Failure is failure; in the base system close is good enough, but since I am adding attribute bonuses I can trim that away. It allows me to drop the base difficulty back down to 10 + Spell Level without actually making spellcasting any easier.
Magic items are for the most part Gadget picks.
Subdual damage is inflicted when casting Spontaneous magic, about 1 point per the effective D&D spell level - so a fireball inflicts 3 points of subdual damage on the caster.
An extra round spent casting prevents the subdual damage - if you've got time you can avoid it.
A threat does not inflict subdual damage on the caster.
A failure does not inflict subdual damage on the caster
An error does inflict subdual damage on the caster, and cannot be avoided by taking extra time.
An error activated as a critical failure is lots of fun for everyone. Cheesy

There are Schools as well as traditions - a school is a pseudo tradition and closer to a version of ceremonial magician than to a belief system. (Wicca is a tradition, the Royal Naval Academy of Magic is a school) - otherwise they are handled in similar fashions. Most direct blasty type spells are taught by the colleges, for some reason Admiral Lord Nelson seemed fond of magic in my setting....

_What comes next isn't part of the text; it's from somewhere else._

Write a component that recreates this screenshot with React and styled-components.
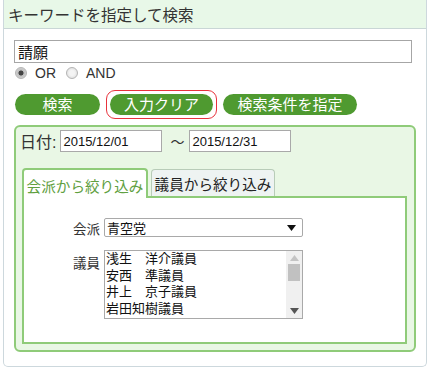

I actually took out the subdual damage for a while, the players wanted it put back in....

Action Dice are handled as for skills in Spycraft, given that Magic Skills are skills....
The first tradition feat that a character acquires grants four skill points that can be used only on magic skills, defraying the cost of entry a tad.
There is a feat that grants an extra skill point per level for every Magic feat that a character possesses, including itself - this will likely be trimmed down to Tradition Feats only.

The core ability of the Mage class is that they can roll two dice when they spend an Action Die for skills covered by their starting Tradition feat.

Experimenting with rules for familiars - I am considering them to be a form of Personal Lieutenant, and scaling them accordingly. You need a feat to get one.